▶ [WHAT TO DO]: In the records below, find each line containing the word "with" and copy it.

★ ★ ★ ★ ★ ★ ★

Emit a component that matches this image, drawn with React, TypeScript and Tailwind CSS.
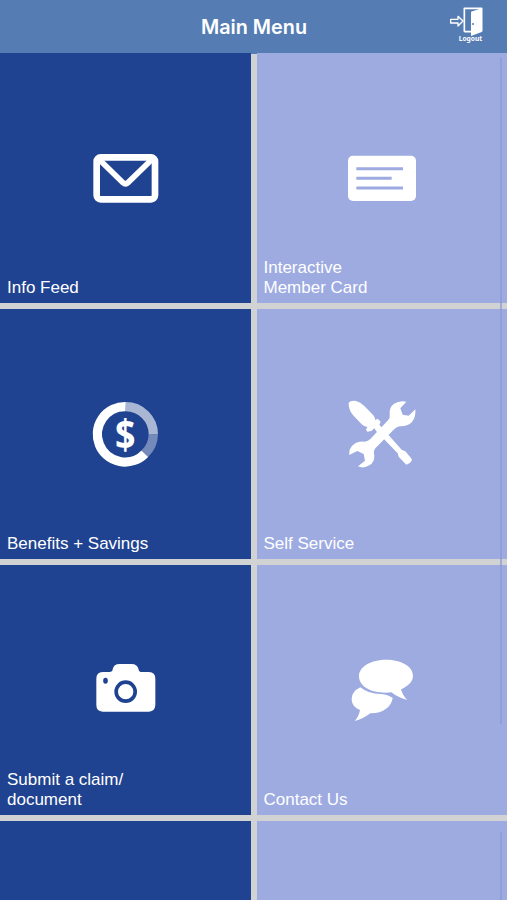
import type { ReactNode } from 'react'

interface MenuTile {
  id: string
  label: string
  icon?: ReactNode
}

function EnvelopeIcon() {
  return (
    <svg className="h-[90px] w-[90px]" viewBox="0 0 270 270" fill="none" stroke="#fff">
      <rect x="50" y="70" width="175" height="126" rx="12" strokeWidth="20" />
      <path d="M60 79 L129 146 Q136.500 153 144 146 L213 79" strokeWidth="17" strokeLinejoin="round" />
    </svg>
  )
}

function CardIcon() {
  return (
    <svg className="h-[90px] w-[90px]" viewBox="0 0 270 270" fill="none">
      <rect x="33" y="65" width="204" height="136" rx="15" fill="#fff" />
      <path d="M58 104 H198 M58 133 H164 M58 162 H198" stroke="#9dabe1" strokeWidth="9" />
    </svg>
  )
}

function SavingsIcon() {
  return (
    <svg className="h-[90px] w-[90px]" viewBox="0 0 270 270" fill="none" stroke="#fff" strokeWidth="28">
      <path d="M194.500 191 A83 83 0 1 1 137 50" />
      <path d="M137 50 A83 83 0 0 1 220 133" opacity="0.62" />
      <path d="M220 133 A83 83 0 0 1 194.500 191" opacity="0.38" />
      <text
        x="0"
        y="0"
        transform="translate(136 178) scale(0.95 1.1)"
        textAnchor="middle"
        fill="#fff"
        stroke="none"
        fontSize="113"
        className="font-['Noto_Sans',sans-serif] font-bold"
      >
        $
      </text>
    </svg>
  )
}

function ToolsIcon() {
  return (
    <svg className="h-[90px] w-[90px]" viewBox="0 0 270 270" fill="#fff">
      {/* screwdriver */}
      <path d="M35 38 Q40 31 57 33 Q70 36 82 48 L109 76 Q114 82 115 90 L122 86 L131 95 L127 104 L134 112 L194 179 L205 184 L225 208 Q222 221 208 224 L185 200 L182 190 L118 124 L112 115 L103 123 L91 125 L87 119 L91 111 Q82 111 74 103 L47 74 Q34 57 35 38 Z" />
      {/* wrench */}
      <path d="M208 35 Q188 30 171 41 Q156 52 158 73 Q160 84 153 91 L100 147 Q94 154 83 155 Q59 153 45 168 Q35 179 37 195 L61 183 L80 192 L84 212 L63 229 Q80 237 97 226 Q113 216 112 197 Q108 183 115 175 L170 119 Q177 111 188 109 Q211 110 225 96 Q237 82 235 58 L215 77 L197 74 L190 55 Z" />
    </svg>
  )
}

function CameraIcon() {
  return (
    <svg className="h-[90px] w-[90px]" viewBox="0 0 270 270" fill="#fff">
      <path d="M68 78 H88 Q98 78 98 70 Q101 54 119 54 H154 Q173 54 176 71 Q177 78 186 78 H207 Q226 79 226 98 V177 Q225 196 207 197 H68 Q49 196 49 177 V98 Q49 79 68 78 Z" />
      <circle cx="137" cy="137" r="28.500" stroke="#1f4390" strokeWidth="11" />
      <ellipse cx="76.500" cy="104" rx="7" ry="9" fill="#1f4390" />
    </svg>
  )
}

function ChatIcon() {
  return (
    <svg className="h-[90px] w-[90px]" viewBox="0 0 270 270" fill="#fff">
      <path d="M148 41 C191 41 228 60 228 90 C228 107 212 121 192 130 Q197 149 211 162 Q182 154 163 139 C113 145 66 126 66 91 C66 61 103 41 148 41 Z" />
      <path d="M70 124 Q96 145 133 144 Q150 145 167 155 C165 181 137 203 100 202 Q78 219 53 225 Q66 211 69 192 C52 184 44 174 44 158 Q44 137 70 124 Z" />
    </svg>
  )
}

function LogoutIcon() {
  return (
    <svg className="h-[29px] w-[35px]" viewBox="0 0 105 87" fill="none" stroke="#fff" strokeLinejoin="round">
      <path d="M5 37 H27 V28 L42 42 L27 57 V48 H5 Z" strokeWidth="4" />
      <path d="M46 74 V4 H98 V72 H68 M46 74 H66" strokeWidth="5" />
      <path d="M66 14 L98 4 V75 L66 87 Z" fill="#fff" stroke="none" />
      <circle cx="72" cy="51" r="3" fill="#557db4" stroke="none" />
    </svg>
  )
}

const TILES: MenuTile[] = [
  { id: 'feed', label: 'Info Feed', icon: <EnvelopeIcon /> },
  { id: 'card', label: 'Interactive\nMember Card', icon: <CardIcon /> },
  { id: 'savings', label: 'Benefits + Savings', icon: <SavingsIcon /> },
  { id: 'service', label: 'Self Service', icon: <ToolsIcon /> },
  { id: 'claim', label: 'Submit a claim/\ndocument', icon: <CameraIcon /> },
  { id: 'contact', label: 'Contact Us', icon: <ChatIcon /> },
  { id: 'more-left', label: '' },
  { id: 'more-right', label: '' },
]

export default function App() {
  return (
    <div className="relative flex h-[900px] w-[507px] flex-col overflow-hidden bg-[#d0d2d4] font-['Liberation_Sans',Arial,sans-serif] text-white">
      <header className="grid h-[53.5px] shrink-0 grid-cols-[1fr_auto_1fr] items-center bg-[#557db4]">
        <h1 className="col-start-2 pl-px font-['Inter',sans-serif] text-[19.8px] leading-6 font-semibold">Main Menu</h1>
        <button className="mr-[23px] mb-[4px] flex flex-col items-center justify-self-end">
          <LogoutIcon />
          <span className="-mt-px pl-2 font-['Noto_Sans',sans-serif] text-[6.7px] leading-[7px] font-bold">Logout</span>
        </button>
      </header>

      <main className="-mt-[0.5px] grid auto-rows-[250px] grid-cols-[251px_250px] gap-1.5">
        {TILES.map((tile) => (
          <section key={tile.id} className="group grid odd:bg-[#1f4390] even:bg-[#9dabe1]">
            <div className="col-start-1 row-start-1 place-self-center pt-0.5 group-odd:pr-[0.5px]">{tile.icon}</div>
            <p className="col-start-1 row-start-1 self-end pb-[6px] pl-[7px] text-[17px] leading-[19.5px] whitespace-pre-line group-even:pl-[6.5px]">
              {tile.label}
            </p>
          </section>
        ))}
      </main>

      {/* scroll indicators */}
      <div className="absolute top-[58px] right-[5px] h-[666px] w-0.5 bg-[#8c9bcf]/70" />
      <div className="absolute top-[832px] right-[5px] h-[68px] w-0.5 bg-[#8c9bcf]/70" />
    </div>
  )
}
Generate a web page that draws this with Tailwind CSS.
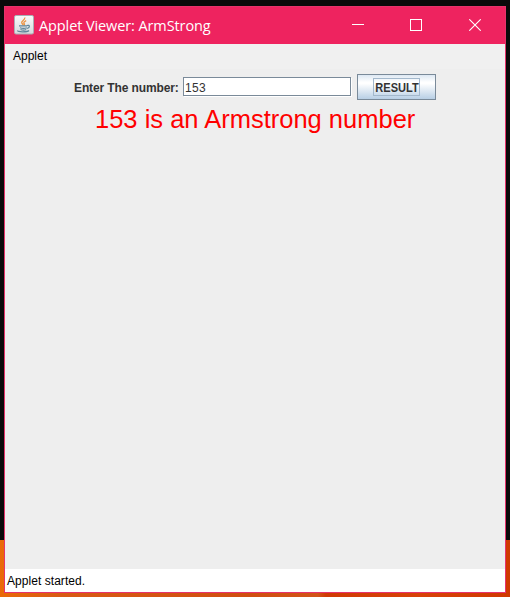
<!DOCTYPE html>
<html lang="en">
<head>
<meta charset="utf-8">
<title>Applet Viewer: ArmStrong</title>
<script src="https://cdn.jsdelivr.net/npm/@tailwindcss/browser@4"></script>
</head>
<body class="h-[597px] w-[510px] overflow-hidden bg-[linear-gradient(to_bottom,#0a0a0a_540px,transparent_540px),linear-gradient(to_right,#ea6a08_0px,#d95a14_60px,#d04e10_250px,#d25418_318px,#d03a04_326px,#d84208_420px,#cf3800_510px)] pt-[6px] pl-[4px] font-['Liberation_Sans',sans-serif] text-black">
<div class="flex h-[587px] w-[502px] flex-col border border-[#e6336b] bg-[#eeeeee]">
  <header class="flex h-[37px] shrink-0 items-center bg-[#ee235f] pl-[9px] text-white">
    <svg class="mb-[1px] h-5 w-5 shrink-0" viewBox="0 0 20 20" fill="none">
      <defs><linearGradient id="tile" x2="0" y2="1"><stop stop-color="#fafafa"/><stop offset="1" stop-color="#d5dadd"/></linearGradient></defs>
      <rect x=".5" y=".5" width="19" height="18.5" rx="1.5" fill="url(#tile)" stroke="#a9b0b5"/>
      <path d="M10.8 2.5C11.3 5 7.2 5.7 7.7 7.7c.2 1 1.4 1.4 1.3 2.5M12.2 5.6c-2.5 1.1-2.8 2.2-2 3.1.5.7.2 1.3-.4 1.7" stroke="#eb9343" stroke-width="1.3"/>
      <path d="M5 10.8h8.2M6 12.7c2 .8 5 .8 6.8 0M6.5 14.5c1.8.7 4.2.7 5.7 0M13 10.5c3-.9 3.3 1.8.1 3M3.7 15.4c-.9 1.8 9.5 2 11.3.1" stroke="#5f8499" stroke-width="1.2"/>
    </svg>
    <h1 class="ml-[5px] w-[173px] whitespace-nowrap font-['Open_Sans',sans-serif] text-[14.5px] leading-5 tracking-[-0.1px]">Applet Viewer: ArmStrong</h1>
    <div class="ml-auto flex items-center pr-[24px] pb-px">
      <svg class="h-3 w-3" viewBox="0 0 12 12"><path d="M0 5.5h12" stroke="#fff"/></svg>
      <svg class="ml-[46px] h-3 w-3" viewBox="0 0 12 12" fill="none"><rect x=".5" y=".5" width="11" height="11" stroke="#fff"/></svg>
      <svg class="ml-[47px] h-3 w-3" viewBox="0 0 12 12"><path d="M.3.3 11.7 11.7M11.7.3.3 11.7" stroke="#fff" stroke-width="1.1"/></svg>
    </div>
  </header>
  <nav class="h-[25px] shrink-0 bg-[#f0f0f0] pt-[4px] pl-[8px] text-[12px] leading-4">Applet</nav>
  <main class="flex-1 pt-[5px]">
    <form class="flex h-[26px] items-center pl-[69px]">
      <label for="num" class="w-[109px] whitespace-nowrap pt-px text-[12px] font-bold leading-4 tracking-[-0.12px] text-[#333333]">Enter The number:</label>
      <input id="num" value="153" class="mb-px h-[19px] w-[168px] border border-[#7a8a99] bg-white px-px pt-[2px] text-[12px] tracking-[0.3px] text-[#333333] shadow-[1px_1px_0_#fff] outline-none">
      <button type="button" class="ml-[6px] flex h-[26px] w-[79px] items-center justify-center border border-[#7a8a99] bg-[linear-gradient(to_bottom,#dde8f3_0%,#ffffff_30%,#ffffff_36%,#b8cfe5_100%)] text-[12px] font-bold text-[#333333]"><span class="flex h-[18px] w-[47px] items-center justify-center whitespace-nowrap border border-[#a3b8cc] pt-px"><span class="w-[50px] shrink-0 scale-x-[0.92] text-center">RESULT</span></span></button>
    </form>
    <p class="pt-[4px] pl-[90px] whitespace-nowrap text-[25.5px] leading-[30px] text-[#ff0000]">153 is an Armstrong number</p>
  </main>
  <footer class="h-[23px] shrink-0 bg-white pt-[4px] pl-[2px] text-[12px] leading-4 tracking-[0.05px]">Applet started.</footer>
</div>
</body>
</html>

★ ★ ★ ★ ★ ★ ★

▶ [FINISHED EXERCISE]:
Emit a component that matches this image, drawn with React, TypeScript and Tailwind CSS.
Generate a web page that draws this with Tailwind CSS.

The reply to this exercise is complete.